Supreme has been a key brand in streetwear’s ascent, and a regular collaborator with The North Face, releasing its own versions of the Nuptse. The ties to streetwear and hip-hop also likely have some influence on why guys such as Kanye West and designer Virgil Abloh have been spotted wearing Nuptses in recent years. At the same time, designers including Junya Watanabe and Sacai’s Chitose Abe have done their own collaborations with The North Face, adding to the brand’s fashion cred.

Helped along as well by the 1990s revival and the borrowing of hiker gear as fashion, the heat has continued building around The North Face and the Nuptse. In September, the company re-released the original 1996 version, featuring a slightly different baffle construction and a boxier silhouette. The North Face’s parent company, VF Corp., highlighted it the next month during a conference call to discuss quarterly earnings. “The launch was supported as a key pillar of our ‘New Explorers’ campaign and was highlighted in our first-ever urban brand experience,” CEO Steve Rendle said. “It was sold out in minutes. The North Face is re-energized.”

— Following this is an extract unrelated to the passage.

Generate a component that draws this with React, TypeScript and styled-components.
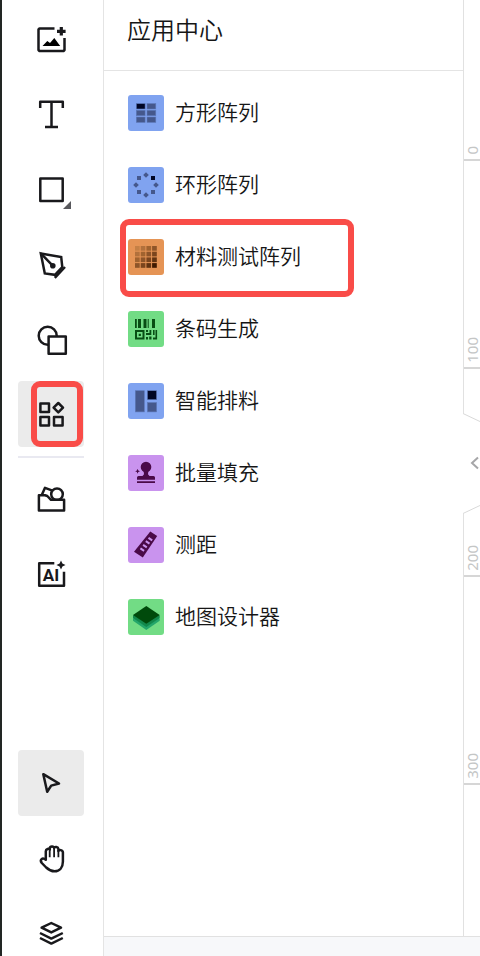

In its most recent quarter, VF Corp reported that The North Face’s sales grew 16%. Rendle told investors that a return to double-digit growth in the Americas led those results. It takes a lot of products to lift a whole brand’s sales, and the Nuptse looks to be one of those lending its muscle.

The jacket’s history at this point is older than a lot of the kids wearing it. The design has proved long-lasting, and a few decades later, the Nuptse is a hit again.